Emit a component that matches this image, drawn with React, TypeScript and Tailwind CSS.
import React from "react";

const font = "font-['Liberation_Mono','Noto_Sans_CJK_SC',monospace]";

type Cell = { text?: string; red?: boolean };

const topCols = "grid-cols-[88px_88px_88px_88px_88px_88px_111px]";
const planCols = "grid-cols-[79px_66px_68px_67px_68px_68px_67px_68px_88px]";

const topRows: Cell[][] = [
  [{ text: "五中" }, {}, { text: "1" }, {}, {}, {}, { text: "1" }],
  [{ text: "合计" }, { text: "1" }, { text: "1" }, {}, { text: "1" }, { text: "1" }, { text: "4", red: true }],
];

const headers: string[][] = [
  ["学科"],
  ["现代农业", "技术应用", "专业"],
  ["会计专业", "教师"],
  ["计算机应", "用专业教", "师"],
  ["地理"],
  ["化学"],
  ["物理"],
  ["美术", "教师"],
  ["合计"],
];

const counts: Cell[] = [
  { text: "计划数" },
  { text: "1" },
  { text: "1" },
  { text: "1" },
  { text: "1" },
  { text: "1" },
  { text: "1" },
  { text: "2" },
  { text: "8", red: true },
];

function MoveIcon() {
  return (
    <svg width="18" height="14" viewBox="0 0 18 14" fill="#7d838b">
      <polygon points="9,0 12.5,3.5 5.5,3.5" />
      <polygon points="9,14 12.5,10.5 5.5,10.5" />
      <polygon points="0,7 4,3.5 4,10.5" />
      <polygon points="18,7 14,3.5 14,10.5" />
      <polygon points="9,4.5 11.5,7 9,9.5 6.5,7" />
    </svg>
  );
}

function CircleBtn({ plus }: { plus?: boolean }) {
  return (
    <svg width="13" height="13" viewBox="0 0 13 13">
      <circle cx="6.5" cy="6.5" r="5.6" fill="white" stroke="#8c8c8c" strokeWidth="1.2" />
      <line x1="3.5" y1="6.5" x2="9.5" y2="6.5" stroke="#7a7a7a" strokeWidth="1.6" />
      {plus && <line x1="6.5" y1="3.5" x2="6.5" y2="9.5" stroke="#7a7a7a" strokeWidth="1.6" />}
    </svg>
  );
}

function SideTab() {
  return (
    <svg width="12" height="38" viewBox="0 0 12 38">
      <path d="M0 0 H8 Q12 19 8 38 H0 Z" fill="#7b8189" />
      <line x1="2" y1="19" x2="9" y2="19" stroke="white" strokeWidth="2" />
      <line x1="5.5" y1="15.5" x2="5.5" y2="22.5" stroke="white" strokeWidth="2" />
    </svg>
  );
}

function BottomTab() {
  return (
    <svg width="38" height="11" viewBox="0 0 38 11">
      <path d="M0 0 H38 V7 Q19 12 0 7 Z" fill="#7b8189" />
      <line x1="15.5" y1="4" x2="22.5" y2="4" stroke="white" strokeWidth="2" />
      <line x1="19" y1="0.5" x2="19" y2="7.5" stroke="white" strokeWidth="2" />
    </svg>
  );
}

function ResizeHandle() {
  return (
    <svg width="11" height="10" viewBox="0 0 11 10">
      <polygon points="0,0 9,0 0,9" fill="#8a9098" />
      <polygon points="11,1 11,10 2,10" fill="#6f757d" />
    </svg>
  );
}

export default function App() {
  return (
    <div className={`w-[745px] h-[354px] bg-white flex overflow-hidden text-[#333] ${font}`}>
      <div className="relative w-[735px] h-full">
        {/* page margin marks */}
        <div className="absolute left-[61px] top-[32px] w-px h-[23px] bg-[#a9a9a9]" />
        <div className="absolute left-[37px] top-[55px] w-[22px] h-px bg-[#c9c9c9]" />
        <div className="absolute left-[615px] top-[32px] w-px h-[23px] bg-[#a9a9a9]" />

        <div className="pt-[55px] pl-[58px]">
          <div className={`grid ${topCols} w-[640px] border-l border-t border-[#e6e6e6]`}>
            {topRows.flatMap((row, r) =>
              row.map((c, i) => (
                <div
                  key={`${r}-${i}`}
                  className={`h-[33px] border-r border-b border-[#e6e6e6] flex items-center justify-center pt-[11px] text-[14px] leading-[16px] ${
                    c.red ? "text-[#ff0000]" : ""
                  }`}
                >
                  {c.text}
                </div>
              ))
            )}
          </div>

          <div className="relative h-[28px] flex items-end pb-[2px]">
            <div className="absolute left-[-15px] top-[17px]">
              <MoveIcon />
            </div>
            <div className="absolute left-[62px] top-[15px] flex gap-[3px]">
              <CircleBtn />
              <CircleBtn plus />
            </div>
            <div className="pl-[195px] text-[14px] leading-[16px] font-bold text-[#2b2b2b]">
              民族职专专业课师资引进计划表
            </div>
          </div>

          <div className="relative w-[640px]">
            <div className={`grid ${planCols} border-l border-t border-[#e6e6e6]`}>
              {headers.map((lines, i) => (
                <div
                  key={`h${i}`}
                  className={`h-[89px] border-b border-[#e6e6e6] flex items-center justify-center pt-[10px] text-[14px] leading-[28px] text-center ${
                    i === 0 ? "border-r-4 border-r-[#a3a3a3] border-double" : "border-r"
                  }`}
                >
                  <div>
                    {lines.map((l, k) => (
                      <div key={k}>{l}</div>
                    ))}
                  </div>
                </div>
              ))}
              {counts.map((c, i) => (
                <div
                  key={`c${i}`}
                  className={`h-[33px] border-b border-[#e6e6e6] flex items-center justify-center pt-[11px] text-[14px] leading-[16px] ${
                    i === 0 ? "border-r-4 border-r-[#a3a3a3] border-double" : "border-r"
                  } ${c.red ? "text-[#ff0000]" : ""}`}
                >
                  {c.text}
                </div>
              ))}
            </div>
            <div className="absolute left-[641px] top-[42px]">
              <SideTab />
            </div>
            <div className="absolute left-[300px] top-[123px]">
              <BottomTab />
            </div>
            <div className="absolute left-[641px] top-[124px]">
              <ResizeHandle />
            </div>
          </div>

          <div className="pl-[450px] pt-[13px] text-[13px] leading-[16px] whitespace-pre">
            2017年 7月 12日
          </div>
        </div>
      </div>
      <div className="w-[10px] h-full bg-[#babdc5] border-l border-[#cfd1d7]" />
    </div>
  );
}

--- --- ---

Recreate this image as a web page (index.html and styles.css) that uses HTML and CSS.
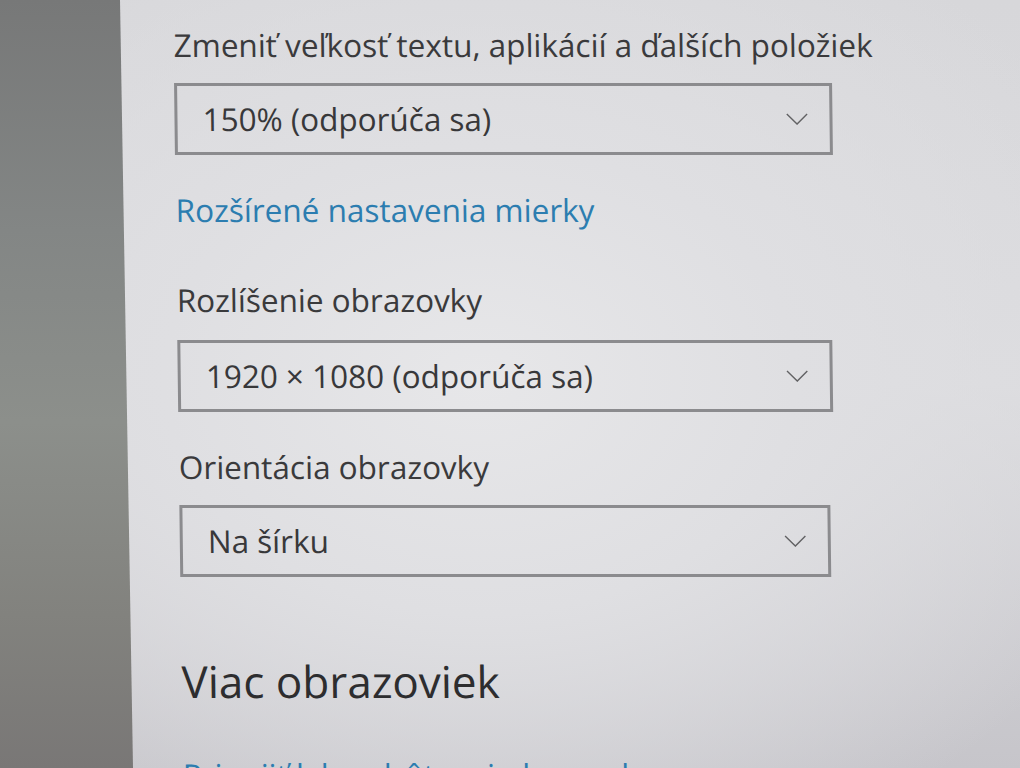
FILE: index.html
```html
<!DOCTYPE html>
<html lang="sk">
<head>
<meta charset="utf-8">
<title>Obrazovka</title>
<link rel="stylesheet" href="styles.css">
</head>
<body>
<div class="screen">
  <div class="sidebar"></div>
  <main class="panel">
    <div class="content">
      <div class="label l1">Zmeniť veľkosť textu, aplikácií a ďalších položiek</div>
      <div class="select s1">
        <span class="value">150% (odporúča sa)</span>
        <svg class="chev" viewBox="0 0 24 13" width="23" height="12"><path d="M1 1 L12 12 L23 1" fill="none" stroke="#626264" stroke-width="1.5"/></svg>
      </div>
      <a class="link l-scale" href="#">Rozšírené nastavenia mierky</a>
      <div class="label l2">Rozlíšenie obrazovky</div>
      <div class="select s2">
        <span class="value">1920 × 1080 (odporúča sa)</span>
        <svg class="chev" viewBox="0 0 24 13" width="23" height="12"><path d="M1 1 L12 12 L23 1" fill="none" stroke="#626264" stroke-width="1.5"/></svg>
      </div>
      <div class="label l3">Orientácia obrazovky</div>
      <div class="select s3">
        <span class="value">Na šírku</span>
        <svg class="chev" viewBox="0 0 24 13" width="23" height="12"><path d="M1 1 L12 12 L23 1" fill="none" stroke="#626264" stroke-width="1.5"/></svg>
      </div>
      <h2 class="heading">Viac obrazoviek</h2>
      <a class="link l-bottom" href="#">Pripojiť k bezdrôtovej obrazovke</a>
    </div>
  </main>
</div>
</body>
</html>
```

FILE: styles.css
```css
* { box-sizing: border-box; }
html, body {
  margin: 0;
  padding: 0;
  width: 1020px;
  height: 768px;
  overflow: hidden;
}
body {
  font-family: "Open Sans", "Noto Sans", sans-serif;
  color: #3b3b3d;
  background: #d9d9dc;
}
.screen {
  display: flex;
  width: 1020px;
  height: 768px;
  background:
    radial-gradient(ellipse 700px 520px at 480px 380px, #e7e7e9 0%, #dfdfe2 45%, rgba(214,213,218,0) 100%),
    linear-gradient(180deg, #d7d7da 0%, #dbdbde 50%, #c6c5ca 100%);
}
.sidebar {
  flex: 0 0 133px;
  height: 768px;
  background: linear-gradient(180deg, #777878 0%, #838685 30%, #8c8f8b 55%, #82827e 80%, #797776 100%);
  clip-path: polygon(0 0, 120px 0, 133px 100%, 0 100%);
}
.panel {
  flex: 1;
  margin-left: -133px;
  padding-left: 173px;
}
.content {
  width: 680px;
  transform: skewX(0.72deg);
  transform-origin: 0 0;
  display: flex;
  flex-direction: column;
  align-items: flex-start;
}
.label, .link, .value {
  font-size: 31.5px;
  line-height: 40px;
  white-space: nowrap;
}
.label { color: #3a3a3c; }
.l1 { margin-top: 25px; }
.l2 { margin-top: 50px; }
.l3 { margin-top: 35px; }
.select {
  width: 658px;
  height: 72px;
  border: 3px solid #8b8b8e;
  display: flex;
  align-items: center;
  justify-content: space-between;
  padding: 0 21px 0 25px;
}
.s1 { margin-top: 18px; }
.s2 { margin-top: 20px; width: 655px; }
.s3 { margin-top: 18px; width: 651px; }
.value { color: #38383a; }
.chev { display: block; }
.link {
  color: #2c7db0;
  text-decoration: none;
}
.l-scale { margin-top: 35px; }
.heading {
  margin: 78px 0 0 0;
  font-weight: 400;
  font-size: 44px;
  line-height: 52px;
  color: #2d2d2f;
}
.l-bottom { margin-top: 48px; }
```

--- --- ---

* STATED EXERCISE *
Extract the run of lines that opens with the line containing "Emit a component" and closes with the line containing "string; red?: boolean"; reproduce it exactly and add nothing.

* WRITTEN REPLY *
Emit a component that matches this image, drawn with React, TypeScript and Tailwind CSS.
import React from "react";

const font = "font-['Liberation_Mono','Noto_Sans_CJK_SC',monospace]";

type Cell = { text?: string; red?: boolean };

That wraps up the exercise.